16. A spent cleaning solution regeneration system comprising:

(a) a spent cleaning solution holding tank;

(b) a mixing tank;

(c) a main conduit from said spent cleaning solution holding tank to said mixing tank;

(d) a primary reagent tank;

(e) a primary conduit from said primary reagent tank to said mixing tank;

(f) a secondary reagent tank;

(g) a secondary conduit from said secondary reagent tank to said mixing tank;

(h) a balance tank;

(i) an outflow conduit from said mixing tank to said balance tank;

(j) a filter system;

(k) a filter conduit from said buffer tank to an inlet to said filter system;

(l) a regenerated spent cleaning solution tank; and

(m) a conduit from an outlet from said filter system to said regenerated spent cleaning solution tank.

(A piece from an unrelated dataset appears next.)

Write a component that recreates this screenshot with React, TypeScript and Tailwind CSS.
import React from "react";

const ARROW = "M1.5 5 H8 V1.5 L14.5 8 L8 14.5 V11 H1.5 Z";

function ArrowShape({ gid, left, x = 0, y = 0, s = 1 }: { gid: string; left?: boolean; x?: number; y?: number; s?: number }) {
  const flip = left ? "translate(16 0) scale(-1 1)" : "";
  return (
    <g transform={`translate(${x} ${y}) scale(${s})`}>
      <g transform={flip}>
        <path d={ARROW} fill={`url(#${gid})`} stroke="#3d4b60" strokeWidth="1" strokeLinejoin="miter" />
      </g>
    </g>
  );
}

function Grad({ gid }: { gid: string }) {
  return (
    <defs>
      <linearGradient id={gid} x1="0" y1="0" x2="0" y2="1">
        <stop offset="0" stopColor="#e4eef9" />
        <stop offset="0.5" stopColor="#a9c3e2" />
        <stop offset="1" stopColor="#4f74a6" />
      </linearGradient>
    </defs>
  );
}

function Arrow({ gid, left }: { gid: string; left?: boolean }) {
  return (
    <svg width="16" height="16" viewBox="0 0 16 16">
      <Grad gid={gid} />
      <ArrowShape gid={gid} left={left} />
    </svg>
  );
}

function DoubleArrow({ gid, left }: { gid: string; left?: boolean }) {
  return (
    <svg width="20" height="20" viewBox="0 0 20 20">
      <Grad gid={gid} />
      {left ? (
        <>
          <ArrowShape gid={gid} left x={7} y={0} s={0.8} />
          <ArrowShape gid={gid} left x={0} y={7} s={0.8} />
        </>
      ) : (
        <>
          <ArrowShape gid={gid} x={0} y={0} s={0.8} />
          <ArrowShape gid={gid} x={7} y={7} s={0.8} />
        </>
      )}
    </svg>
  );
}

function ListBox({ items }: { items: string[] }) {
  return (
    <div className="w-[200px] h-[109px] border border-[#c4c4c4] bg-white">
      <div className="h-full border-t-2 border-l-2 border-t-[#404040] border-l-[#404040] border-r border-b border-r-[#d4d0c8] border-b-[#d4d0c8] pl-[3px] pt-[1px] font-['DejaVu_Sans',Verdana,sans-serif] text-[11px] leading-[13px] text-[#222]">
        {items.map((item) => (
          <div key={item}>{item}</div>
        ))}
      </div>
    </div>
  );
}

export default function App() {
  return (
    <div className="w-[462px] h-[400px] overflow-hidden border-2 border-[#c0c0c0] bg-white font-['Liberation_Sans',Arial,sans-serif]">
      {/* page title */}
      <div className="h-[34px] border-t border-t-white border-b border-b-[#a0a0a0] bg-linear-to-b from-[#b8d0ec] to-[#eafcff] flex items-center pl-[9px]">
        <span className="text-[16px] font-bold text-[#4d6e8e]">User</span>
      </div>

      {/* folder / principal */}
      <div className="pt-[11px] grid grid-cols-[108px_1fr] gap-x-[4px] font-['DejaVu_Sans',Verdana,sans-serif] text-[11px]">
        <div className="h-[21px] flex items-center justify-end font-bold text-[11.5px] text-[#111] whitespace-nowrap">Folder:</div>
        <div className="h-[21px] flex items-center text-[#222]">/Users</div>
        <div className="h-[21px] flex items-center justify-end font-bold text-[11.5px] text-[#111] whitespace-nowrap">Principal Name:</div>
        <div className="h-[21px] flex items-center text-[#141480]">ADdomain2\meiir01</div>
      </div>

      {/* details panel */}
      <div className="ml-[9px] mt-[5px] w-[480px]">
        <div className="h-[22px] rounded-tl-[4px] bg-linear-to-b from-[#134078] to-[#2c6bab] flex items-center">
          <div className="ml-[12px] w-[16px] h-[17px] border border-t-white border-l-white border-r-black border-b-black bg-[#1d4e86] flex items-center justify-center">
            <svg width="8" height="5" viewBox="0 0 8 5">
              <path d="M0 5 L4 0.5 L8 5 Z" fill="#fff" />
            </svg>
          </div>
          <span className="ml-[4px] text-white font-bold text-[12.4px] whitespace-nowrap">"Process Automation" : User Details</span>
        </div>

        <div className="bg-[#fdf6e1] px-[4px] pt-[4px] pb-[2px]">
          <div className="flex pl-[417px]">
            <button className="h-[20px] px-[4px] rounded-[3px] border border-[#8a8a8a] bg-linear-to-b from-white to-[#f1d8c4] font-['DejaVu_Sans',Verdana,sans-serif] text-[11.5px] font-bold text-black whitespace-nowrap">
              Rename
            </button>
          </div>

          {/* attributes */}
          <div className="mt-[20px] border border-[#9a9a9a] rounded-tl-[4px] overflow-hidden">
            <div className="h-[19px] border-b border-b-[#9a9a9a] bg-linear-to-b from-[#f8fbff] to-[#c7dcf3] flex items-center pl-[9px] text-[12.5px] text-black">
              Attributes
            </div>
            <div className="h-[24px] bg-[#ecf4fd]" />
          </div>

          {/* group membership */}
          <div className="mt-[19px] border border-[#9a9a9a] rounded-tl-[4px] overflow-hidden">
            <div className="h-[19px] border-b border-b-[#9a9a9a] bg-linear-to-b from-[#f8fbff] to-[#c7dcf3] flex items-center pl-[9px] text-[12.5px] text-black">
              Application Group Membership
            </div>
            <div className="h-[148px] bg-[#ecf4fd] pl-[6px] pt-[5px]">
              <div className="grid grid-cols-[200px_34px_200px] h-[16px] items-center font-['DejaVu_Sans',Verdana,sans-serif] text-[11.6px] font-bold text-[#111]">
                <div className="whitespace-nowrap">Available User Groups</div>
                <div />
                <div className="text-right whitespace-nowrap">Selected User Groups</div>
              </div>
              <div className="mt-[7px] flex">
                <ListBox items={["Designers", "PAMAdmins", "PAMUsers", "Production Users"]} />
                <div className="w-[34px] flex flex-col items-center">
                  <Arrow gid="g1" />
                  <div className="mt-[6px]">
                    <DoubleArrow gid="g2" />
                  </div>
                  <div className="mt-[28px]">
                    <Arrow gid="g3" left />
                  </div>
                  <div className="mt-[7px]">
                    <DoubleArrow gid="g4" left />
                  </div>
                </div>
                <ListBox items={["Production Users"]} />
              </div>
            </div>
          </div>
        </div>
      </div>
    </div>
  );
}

17. The spent cleaning solution regeneration system of claim 16 wherein

(A) said spent cleaning solution holding tank is provided with a powered stirrer, and/or

(B) said mixing tank is provided with a powered stirrer; and/or

(C) said mixing tank is provided with a first water inlet conduit; and/or

(D) said primary reagent tank is provided with a powered stirrer; and/or

(E) said primary reagent tank is provided with a second inlet conduit, and/or

(F) said secondary reagent tank is provided with a powered stirrer; and/or

(G) said secondary reagent tank is provided with a third water inlet conduit; and/or

(H) said filter system includes (i) a rotary vacuum filter, (ii) an inlet from said filter conduit to said rotary vacuum filter, (iii) a waste outlet from said rotary vacuum filter to a sludge bin, (iv) a primary outlet from said vacuum filter to a defoamer, (v) a connection between said defoamer and a vacuum pump, and (vi) an outlet from said defoamer to said conduit to said regenerated cleaning solution tank; and/or

(I) a precoat system including (vii) a precoat mix tank, (viii) a mix tank for a material to be precoated, (ix) a powered mixer within said my tank; and (x) a conveyor from said precoat mix tank to said mix tank.